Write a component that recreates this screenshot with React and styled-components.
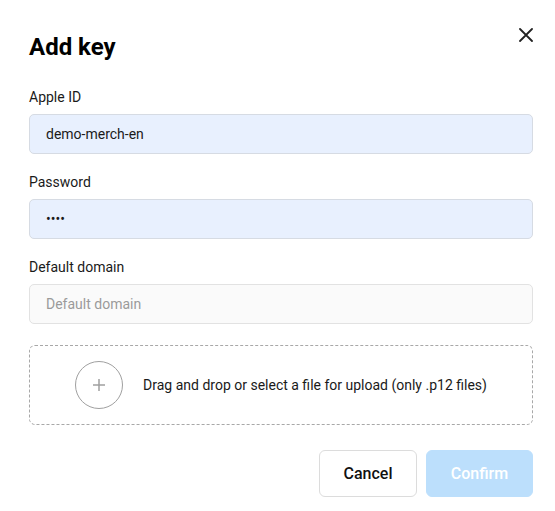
* * *
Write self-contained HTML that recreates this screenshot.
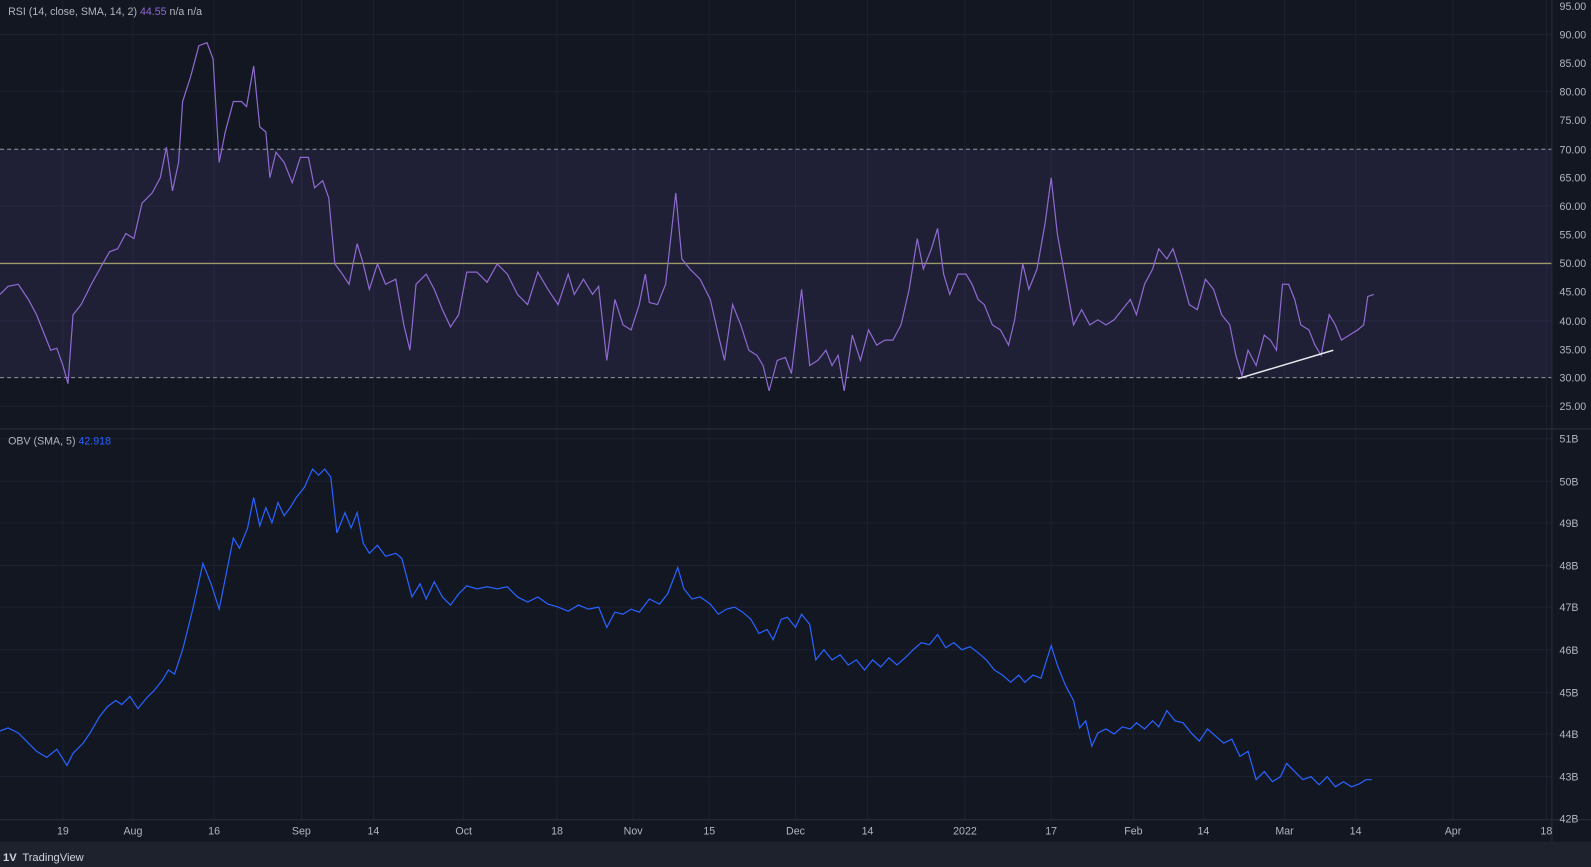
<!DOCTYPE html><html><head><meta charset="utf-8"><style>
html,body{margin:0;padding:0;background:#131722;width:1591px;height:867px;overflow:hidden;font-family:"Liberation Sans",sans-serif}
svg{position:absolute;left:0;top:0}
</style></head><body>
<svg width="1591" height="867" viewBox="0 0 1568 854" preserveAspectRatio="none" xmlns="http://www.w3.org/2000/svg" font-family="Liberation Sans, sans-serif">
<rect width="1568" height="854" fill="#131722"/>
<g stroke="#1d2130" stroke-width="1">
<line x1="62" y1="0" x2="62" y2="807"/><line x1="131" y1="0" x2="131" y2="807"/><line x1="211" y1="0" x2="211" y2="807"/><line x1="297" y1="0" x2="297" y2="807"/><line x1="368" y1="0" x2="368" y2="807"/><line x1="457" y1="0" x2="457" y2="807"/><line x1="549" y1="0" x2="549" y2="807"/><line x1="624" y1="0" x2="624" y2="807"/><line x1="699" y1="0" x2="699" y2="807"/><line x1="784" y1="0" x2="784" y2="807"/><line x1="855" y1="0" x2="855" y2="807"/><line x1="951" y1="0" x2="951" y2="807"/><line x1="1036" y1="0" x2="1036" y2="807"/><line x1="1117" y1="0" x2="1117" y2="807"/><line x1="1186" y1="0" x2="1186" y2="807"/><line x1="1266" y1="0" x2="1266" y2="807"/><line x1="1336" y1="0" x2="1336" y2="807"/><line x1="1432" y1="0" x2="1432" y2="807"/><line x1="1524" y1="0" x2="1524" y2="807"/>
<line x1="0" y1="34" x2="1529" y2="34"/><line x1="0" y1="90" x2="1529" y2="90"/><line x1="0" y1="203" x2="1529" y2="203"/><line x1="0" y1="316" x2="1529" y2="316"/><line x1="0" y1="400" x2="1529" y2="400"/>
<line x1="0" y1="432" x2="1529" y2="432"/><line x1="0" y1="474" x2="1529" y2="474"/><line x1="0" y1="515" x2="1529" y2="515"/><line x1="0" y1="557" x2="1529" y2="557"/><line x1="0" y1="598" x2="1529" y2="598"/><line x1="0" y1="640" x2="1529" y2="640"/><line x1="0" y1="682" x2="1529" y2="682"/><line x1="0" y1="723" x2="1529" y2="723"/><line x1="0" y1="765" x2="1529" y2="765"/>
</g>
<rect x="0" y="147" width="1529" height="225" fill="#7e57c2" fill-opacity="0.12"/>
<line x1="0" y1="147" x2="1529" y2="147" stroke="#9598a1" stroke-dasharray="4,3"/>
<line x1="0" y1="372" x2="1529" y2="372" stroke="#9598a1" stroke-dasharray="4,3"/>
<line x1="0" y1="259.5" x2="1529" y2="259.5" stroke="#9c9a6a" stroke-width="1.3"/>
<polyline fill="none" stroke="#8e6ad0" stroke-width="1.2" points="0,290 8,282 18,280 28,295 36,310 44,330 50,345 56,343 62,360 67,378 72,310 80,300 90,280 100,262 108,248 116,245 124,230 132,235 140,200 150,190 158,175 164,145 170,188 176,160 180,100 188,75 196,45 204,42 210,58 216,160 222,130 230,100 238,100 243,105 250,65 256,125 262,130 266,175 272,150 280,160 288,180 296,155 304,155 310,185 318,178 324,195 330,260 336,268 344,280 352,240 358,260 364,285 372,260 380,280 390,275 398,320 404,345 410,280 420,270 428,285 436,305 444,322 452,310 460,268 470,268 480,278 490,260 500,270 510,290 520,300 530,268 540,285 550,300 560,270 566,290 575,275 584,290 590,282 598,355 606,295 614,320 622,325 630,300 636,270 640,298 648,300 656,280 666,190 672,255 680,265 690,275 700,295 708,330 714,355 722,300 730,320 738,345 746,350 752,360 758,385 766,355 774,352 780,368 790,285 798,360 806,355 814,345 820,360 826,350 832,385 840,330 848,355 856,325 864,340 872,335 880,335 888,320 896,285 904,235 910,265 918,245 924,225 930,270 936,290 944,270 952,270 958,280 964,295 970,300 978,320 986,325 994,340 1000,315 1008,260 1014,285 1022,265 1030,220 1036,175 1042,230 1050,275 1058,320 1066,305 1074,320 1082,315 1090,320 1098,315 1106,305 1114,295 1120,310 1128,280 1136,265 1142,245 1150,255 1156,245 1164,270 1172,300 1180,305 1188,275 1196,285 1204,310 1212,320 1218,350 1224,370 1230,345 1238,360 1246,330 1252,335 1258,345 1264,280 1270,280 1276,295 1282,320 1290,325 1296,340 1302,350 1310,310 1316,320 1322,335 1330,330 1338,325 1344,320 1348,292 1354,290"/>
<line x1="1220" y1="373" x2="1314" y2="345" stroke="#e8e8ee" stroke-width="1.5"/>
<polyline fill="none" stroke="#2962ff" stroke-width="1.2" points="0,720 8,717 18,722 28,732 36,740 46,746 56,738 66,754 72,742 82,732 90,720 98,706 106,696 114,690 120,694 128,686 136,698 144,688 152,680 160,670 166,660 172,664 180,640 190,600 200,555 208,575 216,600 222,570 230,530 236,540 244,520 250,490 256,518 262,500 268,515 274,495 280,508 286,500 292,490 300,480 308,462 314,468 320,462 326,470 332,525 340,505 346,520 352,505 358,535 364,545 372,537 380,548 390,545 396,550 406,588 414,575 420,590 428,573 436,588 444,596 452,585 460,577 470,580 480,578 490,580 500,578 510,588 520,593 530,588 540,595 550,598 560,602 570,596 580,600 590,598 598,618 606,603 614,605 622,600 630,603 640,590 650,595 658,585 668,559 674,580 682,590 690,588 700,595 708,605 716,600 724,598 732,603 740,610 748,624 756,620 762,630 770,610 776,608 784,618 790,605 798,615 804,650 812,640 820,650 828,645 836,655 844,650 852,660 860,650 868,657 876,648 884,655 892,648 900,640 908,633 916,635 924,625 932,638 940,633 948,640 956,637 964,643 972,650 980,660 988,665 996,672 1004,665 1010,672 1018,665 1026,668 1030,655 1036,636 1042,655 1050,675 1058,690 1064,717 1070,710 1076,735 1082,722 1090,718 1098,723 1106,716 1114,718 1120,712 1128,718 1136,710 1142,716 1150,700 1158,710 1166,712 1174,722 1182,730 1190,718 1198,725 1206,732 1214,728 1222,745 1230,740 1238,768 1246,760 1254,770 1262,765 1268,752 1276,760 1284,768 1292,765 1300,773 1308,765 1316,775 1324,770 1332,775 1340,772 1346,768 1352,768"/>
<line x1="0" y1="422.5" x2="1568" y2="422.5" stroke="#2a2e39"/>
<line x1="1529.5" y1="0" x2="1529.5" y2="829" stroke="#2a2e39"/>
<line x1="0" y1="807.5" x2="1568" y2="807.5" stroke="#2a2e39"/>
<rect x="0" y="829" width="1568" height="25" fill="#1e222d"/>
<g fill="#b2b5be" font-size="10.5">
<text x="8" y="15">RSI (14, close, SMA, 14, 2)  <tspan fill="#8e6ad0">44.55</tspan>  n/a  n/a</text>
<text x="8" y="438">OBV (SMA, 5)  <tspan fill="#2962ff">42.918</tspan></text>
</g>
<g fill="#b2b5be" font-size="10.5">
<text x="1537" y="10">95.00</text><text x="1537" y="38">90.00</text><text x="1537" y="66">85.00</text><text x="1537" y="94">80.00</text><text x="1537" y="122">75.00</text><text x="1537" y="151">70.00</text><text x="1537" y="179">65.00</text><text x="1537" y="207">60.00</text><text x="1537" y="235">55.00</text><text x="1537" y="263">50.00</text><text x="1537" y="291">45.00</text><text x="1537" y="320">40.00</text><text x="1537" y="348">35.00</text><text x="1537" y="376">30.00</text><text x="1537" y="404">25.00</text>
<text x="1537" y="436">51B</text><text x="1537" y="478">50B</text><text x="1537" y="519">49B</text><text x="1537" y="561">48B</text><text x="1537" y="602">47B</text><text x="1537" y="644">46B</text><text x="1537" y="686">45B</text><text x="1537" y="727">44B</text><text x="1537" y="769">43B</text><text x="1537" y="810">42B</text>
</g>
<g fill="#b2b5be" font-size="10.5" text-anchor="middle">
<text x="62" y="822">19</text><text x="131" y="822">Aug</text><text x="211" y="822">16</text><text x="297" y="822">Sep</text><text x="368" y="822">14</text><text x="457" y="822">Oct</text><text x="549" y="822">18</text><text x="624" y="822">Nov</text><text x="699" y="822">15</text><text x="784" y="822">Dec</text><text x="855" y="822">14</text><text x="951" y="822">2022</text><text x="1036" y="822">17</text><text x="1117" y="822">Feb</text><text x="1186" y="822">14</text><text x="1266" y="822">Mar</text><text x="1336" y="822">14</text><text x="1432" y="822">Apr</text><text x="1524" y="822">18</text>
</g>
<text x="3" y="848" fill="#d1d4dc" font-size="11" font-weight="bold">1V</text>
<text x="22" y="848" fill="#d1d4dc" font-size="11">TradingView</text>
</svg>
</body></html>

DIRECTIONS FOR THIS TASK – Which lines above contain "screenshot"? Show each of them.

RESPONSE –
Write a component that recreates this screenshot with React and styled-components.
Write self-contained HTML that recreates this screenshot.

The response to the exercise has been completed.